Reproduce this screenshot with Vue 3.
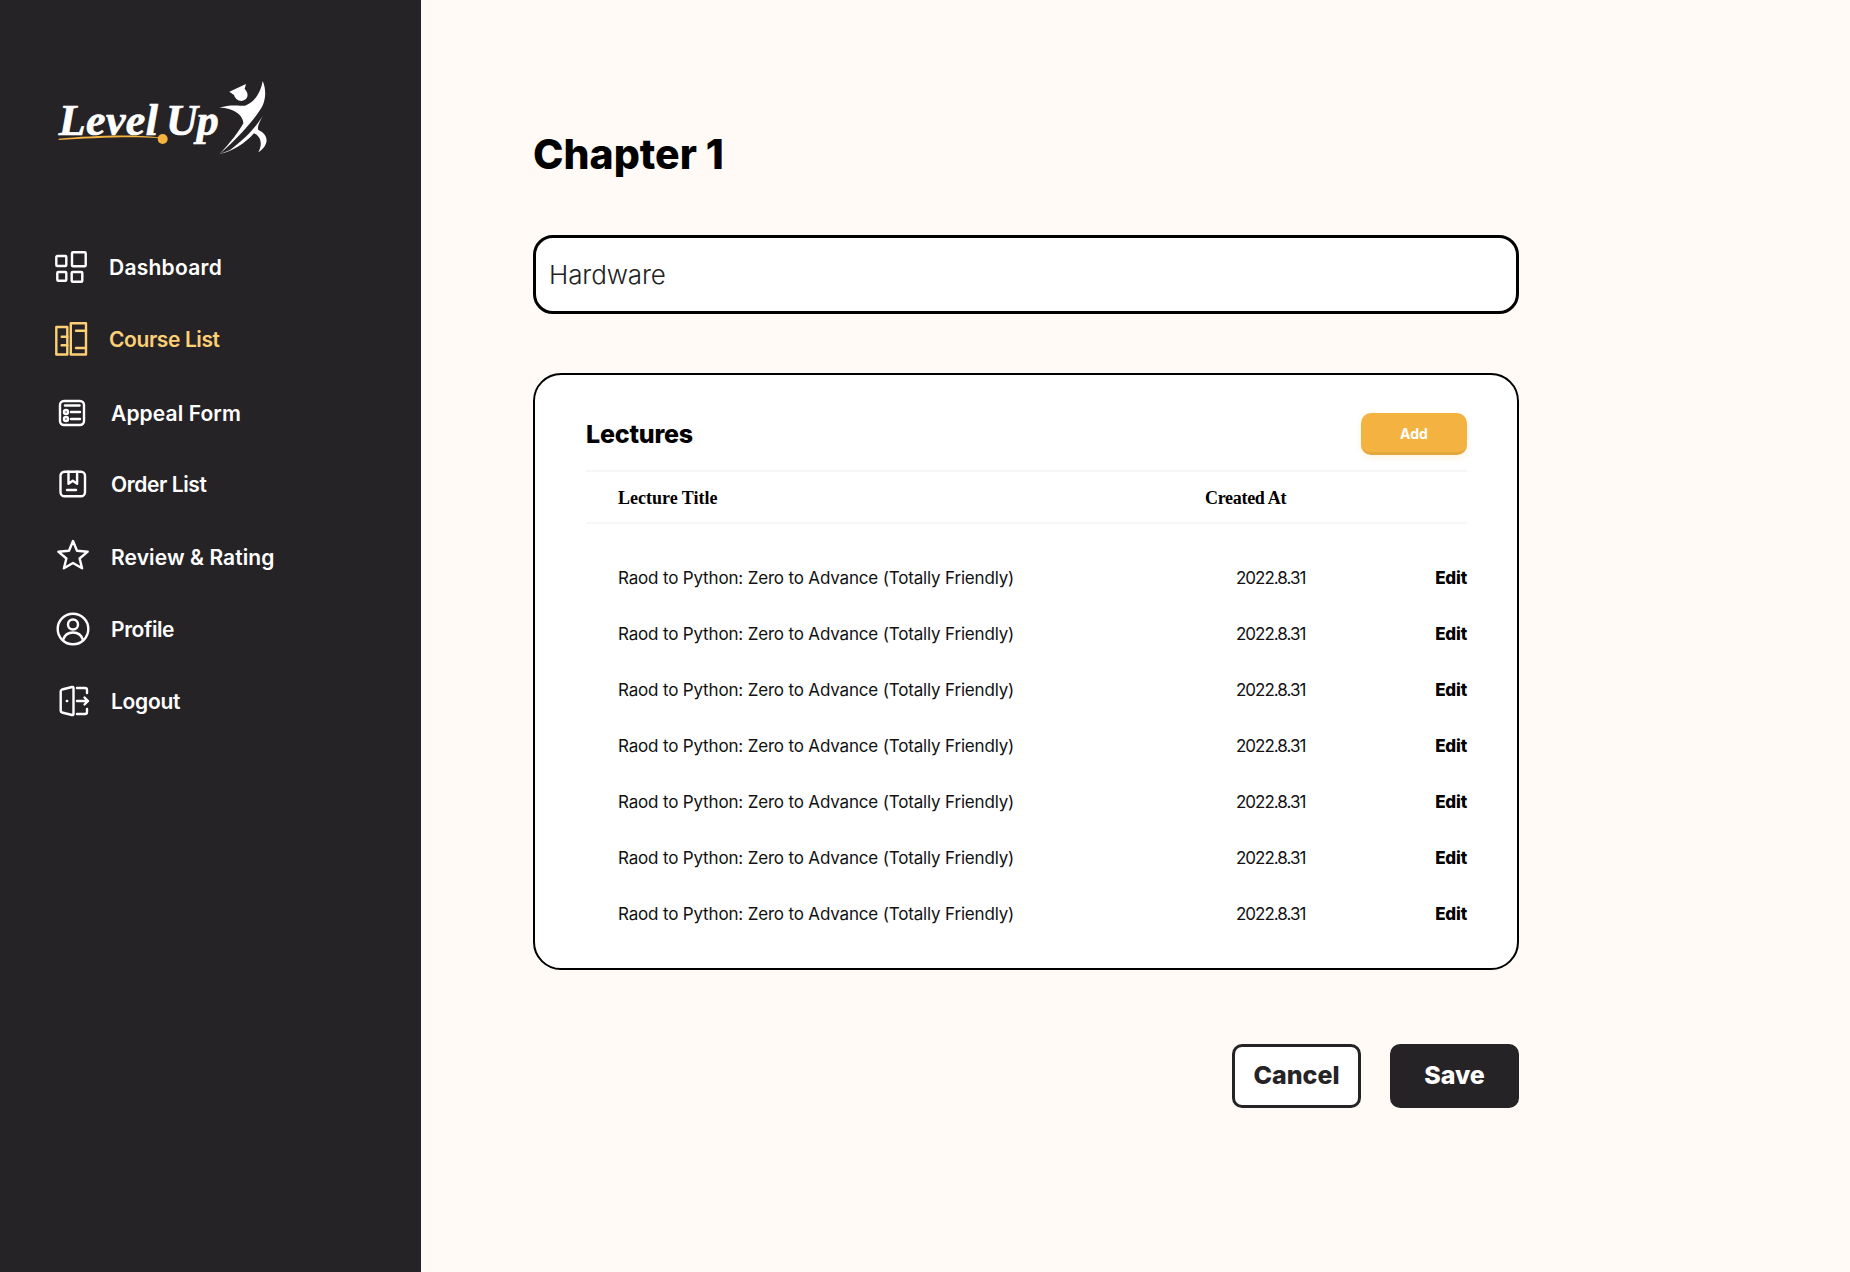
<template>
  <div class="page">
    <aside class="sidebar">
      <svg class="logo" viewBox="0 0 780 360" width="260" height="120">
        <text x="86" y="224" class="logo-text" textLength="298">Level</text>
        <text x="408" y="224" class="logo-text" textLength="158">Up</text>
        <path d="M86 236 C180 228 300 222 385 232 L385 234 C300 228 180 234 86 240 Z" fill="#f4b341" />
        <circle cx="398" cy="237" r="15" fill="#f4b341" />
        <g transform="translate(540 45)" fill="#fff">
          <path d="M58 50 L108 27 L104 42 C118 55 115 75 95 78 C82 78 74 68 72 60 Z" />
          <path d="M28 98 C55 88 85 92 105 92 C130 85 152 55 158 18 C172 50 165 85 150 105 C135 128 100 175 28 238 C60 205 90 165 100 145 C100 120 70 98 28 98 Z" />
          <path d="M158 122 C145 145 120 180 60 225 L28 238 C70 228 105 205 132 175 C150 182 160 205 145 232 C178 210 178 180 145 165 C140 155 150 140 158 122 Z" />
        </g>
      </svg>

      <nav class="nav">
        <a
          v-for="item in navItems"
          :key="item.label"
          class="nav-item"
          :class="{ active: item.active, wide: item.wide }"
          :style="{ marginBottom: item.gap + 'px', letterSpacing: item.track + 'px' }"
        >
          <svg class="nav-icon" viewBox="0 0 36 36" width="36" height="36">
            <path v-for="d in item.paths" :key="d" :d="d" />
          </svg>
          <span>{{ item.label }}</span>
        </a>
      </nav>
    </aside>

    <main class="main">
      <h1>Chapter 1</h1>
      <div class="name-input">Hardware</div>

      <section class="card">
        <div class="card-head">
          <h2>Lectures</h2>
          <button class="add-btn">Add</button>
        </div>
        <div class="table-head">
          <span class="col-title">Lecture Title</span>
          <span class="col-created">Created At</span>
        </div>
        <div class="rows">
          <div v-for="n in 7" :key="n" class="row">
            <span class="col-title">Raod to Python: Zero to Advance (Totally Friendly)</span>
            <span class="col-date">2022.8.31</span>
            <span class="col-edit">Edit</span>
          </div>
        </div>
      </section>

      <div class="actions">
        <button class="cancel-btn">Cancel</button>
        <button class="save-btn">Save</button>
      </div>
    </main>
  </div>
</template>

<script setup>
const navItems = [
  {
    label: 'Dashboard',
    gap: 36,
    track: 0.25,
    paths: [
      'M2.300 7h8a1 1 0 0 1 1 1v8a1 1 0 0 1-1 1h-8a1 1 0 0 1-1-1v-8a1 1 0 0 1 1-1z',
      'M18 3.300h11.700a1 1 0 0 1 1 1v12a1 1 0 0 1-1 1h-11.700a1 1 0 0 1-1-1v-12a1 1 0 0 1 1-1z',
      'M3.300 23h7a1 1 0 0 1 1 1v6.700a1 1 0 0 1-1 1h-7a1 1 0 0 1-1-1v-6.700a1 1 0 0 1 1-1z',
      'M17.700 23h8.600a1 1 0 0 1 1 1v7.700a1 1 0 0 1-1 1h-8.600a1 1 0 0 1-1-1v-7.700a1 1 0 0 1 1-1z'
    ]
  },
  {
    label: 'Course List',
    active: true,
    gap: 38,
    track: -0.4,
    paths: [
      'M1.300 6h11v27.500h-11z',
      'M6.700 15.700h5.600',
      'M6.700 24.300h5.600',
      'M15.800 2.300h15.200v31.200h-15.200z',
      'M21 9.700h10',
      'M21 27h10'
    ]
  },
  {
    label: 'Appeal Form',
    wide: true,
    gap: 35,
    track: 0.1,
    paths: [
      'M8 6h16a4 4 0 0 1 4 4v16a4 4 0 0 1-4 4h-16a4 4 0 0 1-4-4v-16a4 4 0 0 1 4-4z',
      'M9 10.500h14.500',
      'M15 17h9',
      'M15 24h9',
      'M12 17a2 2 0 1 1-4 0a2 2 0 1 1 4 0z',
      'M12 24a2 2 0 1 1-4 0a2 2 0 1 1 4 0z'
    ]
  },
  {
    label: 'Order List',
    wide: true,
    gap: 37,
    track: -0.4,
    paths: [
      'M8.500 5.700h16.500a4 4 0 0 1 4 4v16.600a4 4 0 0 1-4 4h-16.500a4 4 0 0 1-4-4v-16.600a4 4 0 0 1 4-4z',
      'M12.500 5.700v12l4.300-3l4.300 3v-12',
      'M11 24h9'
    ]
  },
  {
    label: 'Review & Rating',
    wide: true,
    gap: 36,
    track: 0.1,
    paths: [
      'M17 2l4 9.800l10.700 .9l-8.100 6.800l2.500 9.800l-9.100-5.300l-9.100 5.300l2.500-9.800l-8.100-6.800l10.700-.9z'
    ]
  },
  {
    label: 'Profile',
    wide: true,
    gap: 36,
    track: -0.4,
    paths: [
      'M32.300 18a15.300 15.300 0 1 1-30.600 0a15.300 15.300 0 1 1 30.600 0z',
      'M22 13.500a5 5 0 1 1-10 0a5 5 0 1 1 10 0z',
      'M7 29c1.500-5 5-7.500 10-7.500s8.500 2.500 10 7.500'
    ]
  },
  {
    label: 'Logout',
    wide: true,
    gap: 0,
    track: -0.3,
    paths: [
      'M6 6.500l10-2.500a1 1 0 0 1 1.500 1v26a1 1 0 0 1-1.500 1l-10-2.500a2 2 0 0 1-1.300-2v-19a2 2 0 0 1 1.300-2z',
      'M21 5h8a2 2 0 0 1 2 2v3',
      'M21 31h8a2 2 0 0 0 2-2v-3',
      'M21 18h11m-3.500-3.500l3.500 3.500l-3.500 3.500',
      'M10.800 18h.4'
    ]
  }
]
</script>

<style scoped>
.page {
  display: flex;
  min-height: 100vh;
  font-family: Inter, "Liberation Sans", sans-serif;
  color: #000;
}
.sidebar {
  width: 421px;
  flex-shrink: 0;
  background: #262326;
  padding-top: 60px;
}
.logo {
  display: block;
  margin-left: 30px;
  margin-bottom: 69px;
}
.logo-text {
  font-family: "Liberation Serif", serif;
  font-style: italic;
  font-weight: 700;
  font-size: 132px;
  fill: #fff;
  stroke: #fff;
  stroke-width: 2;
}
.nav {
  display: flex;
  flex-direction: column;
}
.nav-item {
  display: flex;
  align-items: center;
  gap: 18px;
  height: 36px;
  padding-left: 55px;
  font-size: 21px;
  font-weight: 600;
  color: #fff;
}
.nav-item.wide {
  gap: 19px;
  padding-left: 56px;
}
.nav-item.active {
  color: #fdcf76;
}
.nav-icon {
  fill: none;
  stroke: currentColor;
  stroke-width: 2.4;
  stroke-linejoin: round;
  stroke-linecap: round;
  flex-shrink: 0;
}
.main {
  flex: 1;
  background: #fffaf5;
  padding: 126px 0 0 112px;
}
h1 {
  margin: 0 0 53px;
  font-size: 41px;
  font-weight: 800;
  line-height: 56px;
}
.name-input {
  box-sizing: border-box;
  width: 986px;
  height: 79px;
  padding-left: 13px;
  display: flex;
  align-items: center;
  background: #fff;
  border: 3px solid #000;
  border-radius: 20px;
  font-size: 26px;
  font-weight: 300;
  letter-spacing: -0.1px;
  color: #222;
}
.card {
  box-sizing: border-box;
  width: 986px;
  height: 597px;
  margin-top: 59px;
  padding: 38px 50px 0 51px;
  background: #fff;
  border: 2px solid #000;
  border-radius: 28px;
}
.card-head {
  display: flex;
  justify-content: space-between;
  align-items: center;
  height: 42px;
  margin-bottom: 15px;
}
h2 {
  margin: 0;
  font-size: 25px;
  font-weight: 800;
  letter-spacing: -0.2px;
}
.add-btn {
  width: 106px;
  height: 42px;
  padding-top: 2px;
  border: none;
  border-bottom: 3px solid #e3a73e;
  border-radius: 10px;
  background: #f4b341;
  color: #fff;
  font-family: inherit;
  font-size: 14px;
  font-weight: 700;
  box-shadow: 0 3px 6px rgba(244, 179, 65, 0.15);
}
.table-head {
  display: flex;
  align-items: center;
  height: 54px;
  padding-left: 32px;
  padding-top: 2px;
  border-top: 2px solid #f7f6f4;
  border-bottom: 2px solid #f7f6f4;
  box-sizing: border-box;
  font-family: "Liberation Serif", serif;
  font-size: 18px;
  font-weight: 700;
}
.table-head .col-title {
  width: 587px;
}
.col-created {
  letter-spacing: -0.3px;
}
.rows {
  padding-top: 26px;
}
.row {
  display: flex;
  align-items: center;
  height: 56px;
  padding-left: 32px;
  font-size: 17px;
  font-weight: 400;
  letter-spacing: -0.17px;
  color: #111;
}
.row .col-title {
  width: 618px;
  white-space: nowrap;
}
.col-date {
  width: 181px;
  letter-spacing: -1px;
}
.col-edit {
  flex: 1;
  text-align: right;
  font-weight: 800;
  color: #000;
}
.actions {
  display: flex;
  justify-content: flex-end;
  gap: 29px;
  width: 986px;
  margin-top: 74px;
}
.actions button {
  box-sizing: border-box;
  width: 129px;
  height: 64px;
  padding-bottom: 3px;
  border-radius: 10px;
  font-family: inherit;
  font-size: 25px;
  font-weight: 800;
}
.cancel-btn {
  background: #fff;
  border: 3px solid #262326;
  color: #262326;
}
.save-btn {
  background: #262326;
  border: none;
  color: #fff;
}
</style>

--

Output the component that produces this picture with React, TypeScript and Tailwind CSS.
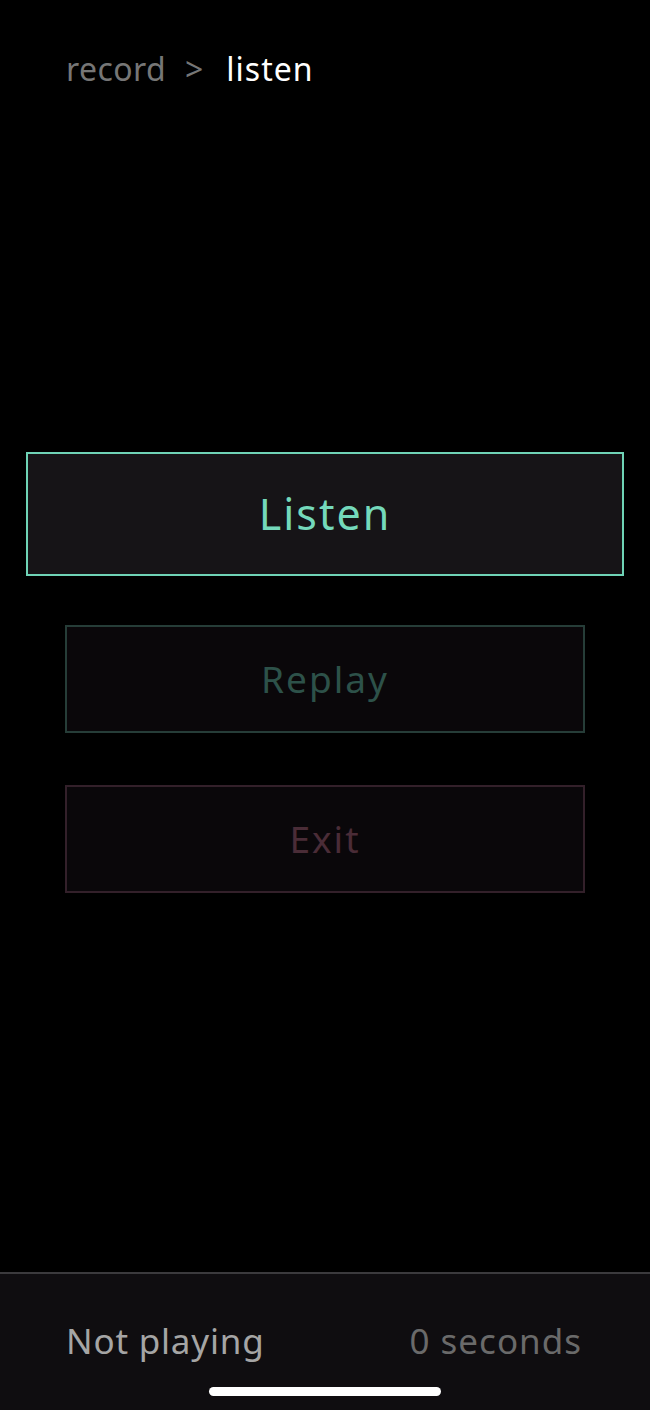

Aim
For each line above that contains the word "this", copy that line.

Finished answer
Reproduce this screenshot with Vue 3.
Output the component that produces this picture with React, TypeScript and Tailwind CSS.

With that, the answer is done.